• [Problem to work on]: Keep every line where the word "styles" appears; drop the rest.

• [Recorded information]:
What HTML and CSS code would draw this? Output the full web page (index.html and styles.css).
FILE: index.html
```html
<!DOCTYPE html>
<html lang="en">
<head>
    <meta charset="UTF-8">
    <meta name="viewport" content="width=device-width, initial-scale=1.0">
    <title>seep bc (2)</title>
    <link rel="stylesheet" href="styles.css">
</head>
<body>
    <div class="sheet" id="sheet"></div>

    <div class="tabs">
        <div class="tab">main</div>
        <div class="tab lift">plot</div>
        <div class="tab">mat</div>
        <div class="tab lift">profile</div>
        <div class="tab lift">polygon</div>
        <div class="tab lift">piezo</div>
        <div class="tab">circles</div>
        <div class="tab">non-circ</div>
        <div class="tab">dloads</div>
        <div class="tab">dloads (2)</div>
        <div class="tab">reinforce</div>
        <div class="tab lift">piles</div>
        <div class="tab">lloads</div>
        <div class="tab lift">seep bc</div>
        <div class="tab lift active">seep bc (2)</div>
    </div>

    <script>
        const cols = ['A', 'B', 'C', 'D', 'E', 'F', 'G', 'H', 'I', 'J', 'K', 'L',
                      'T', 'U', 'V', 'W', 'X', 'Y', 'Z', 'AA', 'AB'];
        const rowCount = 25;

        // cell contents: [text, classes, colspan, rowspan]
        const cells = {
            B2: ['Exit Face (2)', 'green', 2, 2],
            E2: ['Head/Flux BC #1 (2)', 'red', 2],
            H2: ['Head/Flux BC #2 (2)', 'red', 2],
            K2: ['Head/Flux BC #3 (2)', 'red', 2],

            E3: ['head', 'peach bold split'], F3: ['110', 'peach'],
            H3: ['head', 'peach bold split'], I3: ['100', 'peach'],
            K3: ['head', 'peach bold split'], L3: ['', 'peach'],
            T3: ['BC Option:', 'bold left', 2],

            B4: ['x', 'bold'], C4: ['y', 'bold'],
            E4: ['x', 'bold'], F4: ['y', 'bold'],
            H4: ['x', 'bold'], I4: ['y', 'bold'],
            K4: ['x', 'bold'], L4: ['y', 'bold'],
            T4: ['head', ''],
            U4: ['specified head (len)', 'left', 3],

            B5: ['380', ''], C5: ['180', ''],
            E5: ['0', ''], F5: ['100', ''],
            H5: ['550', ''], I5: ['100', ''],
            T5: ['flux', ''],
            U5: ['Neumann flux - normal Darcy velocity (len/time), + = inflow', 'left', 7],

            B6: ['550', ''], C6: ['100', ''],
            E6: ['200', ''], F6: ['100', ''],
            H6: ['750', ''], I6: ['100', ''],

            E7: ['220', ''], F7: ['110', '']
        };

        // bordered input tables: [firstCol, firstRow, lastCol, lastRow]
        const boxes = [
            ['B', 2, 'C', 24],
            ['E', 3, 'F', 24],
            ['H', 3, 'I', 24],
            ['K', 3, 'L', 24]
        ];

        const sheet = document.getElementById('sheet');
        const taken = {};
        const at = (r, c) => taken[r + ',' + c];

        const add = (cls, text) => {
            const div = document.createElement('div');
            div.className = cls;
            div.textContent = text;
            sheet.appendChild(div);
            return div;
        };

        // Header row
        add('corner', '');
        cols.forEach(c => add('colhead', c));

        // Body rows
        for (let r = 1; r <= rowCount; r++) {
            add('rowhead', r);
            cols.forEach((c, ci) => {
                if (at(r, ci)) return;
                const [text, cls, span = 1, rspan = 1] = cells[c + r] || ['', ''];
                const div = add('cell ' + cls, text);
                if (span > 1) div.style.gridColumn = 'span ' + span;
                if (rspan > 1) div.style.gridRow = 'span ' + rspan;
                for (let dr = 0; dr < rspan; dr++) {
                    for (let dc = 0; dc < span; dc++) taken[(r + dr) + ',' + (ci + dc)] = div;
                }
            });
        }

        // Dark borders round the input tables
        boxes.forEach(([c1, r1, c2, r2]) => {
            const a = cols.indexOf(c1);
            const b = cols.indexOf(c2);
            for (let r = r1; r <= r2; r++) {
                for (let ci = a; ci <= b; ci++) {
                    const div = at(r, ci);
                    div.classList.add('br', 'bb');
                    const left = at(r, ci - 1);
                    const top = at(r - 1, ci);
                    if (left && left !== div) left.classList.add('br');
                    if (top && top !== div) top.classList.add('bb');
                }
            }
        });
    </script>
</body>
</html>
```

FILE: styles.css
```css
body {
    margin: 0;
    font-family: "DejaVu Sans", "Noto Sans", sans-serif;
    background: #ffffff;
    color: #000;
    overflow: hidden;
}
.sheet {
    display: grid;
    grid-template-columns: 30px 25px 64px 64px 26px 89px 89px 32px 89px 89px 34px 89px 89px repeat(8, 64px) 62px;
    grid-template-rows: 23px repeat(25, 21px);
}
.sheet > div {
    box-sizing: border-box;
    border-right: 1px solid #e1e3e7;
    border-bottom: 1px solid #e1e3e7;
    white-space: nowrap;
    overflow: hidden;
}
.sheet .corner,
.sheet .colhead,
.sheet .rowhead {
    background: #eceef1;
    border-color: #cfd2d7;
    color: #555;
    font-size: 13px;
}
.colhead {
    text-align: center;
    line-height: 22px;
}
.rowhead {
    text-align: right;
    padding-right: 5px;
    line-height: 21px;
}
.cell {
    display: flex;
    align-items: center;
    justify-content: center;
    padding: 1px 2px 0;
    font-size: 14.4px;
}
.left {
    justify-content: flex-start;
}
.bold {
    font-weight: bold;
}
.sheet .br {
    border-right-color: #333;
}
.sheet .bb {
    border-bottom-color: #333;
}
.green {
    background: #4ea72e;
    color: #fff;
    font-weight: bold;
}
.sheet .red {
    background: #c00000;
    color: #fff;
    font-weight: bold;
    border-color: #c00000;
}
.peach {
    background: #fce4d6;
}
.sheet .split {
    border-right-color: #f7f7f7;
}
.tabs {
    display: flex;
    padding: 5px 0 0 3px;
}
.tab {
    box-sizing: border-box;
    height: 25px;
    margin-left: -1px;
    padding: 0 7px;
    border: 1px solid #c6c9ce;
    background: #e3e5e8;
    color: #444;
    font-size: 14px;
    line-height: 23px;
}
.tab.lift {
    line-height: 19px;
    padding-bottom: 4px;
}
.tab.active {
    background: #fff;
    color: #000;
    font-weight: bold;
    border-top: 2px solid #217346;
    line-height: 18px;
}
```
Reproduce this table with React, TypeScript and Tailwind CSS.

• [Finished answer]:
What HTML and CSS code would draw this? Output the full web page (index.html and styles.css).
    <link rel="stylesheet" href="styles.css">
FILE: styles.css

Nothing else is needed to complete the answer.